— START OF Source data —

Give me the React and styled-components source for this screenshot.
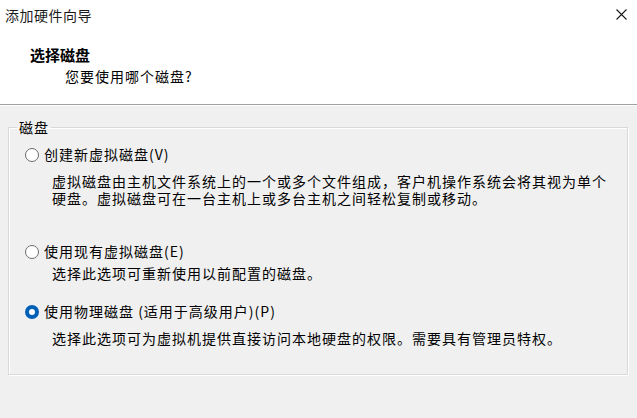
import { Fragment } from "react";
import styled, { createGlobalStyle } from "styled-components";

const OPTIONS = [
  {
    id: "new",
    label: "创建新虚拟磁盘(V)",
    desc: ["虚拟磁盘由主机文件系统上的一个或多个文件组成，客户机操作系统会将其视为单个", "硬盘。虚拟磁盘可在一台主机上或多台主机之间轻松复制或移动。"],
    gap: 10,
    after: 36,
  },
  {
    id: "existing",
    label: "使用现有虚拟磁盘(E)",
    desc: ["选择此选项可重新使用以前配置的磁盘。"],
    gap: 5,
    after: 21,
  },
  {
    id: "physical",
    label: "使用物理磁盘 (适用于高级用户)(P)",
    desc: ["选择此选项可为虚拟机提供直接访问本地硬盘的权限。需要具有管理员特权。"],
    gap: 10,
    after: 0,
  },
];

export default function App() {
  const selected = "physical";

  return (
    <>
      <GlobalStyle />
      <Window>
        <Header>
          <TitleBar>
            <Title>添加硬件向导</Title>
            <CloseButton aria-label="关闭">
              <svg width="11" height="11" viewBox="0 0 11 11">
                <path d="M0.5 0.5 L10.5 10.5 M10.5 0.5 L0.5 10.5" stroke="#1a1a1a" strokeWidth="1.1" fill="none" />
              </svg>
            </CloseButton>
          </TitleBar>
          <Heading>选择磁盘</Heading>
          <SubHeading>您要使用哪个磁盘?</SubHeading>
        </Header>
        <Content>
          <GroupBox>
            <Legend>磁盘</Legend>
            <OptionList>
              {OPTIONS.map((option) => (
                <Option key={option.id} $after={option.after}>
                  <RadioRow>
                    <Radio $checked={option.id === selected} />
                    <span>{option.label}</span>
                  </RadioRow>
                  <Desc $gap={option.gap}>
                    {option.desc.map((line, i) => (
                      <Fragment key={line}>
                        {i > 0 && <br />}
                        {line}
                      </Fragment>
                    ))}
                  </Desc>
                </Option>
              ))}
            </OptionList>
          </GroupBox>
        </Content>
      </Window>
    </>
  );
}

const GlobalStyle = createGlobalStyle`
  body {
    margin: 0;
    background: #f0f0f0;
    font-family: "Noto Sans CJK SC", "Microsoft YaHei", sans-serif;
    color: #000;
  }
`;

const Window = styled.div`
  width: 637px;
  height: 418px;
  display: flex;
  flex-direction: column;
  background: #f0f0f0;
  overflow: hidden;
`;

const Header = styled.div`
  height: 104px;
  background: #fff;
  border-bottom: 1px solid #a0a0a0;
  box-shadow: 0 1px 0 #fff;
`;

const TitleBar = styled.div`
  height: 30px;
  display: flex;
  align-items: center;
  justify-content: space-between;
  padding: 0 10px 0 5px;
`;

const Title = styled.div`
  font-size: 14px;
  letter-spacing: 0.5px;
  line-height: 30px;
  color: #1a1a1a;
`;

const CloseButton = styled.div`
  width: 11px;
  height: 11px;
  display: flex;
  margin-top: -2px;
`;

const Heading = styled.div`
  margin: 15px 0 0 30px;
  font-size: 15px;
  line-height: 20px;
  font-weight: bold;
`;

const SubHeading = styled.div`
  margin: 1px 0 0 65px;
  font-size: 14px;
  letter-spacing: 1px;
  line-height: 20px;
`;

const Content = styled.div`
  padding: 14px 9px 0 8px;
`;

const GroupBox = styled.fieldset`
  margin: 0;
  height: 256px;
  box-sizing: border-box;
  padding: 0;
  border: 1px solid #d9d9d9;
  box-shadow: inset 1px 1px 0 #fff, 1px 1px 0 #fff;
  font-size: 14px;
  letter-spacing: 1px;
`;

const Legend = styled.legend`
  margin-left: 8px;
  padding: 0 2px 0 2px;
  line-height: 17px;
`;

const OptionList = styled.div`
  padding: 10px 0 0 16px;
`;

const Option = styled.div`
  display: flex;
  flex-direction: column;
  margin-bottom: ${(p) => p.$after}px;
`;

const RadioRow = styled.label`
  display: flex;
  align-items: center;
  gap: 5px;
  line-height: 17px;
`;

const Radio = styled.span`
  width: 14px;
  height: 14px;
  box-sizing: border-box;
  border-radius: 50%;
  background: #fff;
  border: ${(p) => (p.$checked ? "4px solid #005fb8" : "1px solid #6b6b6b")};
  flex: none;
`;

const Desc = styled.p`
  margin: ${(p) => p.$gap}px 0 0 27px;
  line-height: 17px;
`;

— END OF Source data —

Without the pictures, output the full listing exactly as it stands.

Give me the React and styled-components source for this screenshot.
import { Fragment } from "react";
import styled, { createGlobalStyle } from "styled-components";

const OPTIONS = [
  {
    id: "new",
    label: "创建新虚拟磁盘(V)",
    desc: ["虚拟磁盘由主机文件系统上的一个或多个文件组成，客户机操作系统会将其视为单个", "硬盘。虚拟磁盘可在一台主机上或多台主机之间轻松复制或移动。"],
    gap: 10,
    after: 36,
  },
  {
    id: "existing",
    label: "使用现有虚拟磁盘(E)",
    desc: ["选择此选项可重新使用以前配置的磁盘。"],
    gap: 5,
    after: 21,
  },
  {
    id: "physical",
    label: "使用物理磁盘 (适用于高级用户)(P)",
    desc: ["选择此选项可为虚拟机提供直接访问本地硬盘的权限。需要具有管理员特权。"],
    gap: 10,
    after: 0,
  },
];

export default function App() {
  const selected = "physical";

  return (
    <>
      <GlobalStyle />
      <Window>
        <Header>
          <TitleBar>
            <Title>添加硬件向导</Title>
            <CloseButton aria-label="关闭">
              <svg width="11" height="11" viewBox="0 0 11 11">
                <path d="M0.5 0.5 L10.5 10.5 M10.5 0.5 L0.5 10.5" stroke="#1a1a1a" strokeWidth="1.1" fill="none" />
              </svg>
            </CloseButton>
          </TitleBar>
          <Heading>选择磁盘</Heading>
          <SubHeading>您要使用哪个磁盘?</SubHeading>
        </Header>
        <Content>
          <GroupBox>
            <Legend>磁盘</Legend>
            <OptionList>
              {OPTIONS.map((option) => (
                <Option key={option.id} $after={option.after}>
                  <RadioRow>
                    <Radio $checked={option.id === selected} />
                    <span>{option.label}</span>
                  </RadioRow>
                  <Desc $gap={option.gap}>
                    {option.desc.map((line, i) => (
                      <Fragment key={line}>
                        {i > 0 && <br />}
                        {line}
                      </Fragment>
                    ))}
                  </Desc>
                </Option>
              ))}
            </OptionList>
          </GroupBox>
        </Content>
      </Window>
    </>
  );
}

const GlobalStyle = createGlobalStyle`
  body {
    margin: 0;
    background: #f0f0f0;
    font-family: "Noto Sans CJK SC", "Microsoft YaHei", sans-serif;
    color: #000;
  }
`;

const Window = styled.div`
  width: 637px;
  height: 418px;
  display: flex;
  flex-direction: column;
  background: #f0f0f0;
  overflow: hidden;
`;

const Header = styled.div`
  height: 104px;
  background: #fff;
  border-bottom: 1px solid #a0a0a0;
  box-shadow: 0 1px 0 #fff;
`;

const TitleBar = styled.div`
  height: 30px;
  display: flex;
  align-items: center;
  justify-content: space-between;
  padding: 0 10px 0 5px;
`;

const Title = styled.div`
  font-size: 14px;
  letter-spacing: 0.5px;
  line-height: 30px;
  color: #1a1a1a;
`;

const CloseButton = styled.div`
  width: 11px;
  height: 11px;
  display: flex;
  margin-top: -2px;
`;

const Heading = styled.div`
  margin: 15px 0 0 30px;
  font-size: 15px;
  line-height: 20px;
  font-weight: bold;
`;

const SubHeading = styled.div`
  margin: 1px 0 0 65px;
  font-size: 14px;
  letter-spacing: 1px;
  line-height: 20px;
`;

const Content = styled.div`
  padding: 14px 9px 0 8px;
`;

const GroupBox = styled.fieldset`
  margin: 0;
  height: 256px;
  box-sizing: border-box;
  padding: 0;
  border: 1px solid #d9d9d9;
  box-shadow: inset 1px 1px 0 #fff, 1px 1px 0 #fff;
  font-size: 14px;
  letter-spacing: 1px;
`;

const Legend = styled.legend`
  margin-left: 8px;
  padding: 0 2px 0 2px;
  line-height: 17px;
`;

const OptionList = styled.div`
  padding: 10px 0 0 16px;
`;

const Option = styled.div`
  display: flex;
  flex-direction: column;
  margin-bottom: ${(p) => p.$after}px;
`;

const RadioRow = styled.label`
  display: flex;
  align-items: center;
  gap: 5px;
  line-height: 17px;
`;

const Radio = styled.span`
  width: 14px;
  height: 14px;
  box-sizing: border-box;
  border-radius: 50%;
  background: #fff;
  border: ${(p) => (p.$checked ? "4px solid #005fb8" : "1px solid #6b6b6b")};
  flex: none;
`;

const Desc = styled.p`
  margin: ${(p) => p.$gap}px 0 0 27px;
  line-height: 17px;
`;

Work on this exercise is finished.